Cette considération, toutefois, de la mensurabilité des phénomènes ne nous fournit pas la démarcation cherchée. Il n’est pas de fin, parmi celles que l’homme peut poursuivre, qui ne soit mise par lui en comparaison avec les fins rivales. Notre vie consciente se passe à exercer des choix, à attribuer des valeurs aux objets qui nous apparaissent comme désirables. Entre deux biens qui sont à vendre, et qui coûtent le même prix, nous prendrons l’un de préférence à l’autre. Mais nous nous déciderons aussi bien entre la recherche scientifique, ou la culture de l’art, et l’argent, quand la nécessité d’une telle décision, comme il arrive, s’imposera à nous. On arrivera, avec la définition de Marshall, à faire entrer dans le domaine de l’économique toutes les manifestations de l’activité intelligente de l’homme. Car il serait de peu d’intérêt de remarquer que l’exactitude avec laquelle les désirs et les besoins se laissent mesurer, est tantôt plus grande, tantôt moindre.

Il semble qu’il y ait lieu de chercher la notion spécifique de l’économique, non pas dans la mensurabilité, mais dans l’échangeabilité. Celle-ci est une notion plus étroite. L’échangeabilité implique la mensurabilité : on n’échange un objet que parce qu’on l’estime moins que l’objet contre lequel on le cède. Mais tout ce qui est mesurable ne peut pas être échangé : les dons de l’intelligence, les qualités morales ont une valeur aux yeux de l’individu qui les possède, comme aux yeux des personnes qui sont en rapport avec lui ; mais ces qualités ne sauraient aucunement devenir des objets d’échange.
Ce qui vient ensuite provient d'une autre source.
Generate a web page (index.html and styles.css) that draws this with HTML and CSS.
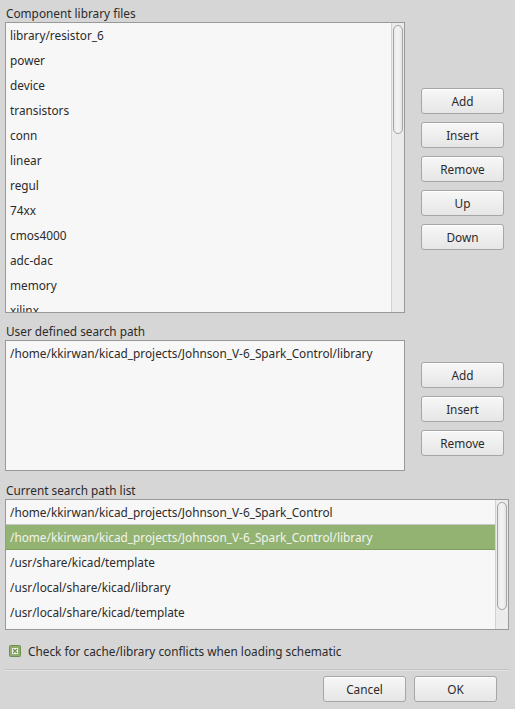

La distinction des biens échangeables et des biens non échangeables a une netteté suffisante : point n’est besoin de le démontrer. Et elle a en même temps une importance très grande. Car si pour chaque individu les biens que cet individu possède ou qu’il désire, de quelque sorte qu’ils soient d’ailleurs, forment un système, il y a un système beaucoup plus vaste, non plus individuel, mais social, que forment ensemble tous les biens échangeables.

Nous avons donc trouvé le principe de démarcation que nous cherchions. Nous fondant sur ce principe, nous adopterons les définitions suivantes.

L’activité économique de l’homme est cette partie de son activité qui tend à l’acquisition de biens échangeables, ou qui, de quelque autre manière, se rapporte à de tels biens.

L’économie d’un individu, d’une société, c’est l’ensemble des actes qui constituent l’activité économique de cet individu, des membres de cette société, ce sont les conditions dans lesquelles cette activité s’exerce, ce sont enfin les résultats auxquels elle aboutit, en tant que ces résultats représentent une réalisation plus ou moins heureuse de l’idéal qui l’a inspirée, ou qu’ils sont de nature à influer sur l’activité économique ultérieure de l’individu ou des individus en question.

Un fait ou un phénomène économique, c’est un fait ou un phénomène qui appartient à une économie. Toutefois, l’usage veut que l’on appelle faits ou phénomènes économiques, de préférence, ces faits ou phénomènes qui intéressent des collectivités : ainsi un accroissement de la production dans telle ou telle industrie, l’élévation ou l’abaissement de la rente des terres dans un pays.

L’économique, enfin, est cette branche du savoir humain qui étudie les faits ou phénomènes économiques. Elle étudie cette activité que les hommes déploient pour acquérir des biens échangeables ; elle l’étudie en elle-même, dans ses conditions et dans ses résultats, en la considérant principalement sous son aspect social.

Nous aurons, au reste, à préciser cette définition quand nous parlerons des rapports de l’économique avec la technologie, la psychologie, etc[7].

  1. Pour la plupart des questions abordées dans cette Introduction, consulter Wagner, Lehr- und Handbuch der politischen Oekonomie, I, Grundlegung, §§ 54-107 (trad. fr., Les fondements de l’économie politique, Paris, Giard et Brière, t. 1, 1904), et Cossa, Introduzione allo studio dell’economia politica, 1re partie (trad. fr., Histoire des doctrines économiques, Paris, Giard et Brière, 1899). Ces deux ouvrages fournissent sur tous les points qu’ils touchent des indications bibliographiques très complètes.
  2. Voir Wagner, Grundlegung, § 29, Cossa, Introduzione, lre partie, chap. 5, § 2, Schönberg, Die Volkswirtschaft, §§ 1-9 (dans le Handbuch der politischen Oekonomie publié par le même, 4e éd., 1re partie, Tübingen, 189(5).
  3. Du grec χρήματα, biens, richesses.
  4. Du grec οἰκονομιά, dans lequel il y a οἶκος, maison, ménage, patrimoine, et νέμειν, administrer.
  5. Cité par Wagner.
  6. Principles of economics, I, Londres, Macmillan, 4e éd., 1898, liv. I, 5, § 3 (trad. fr., Paris, Giard et Brière, t. I, 1907).
  7. Voir un peu plus loin, §§ 8 et suiv.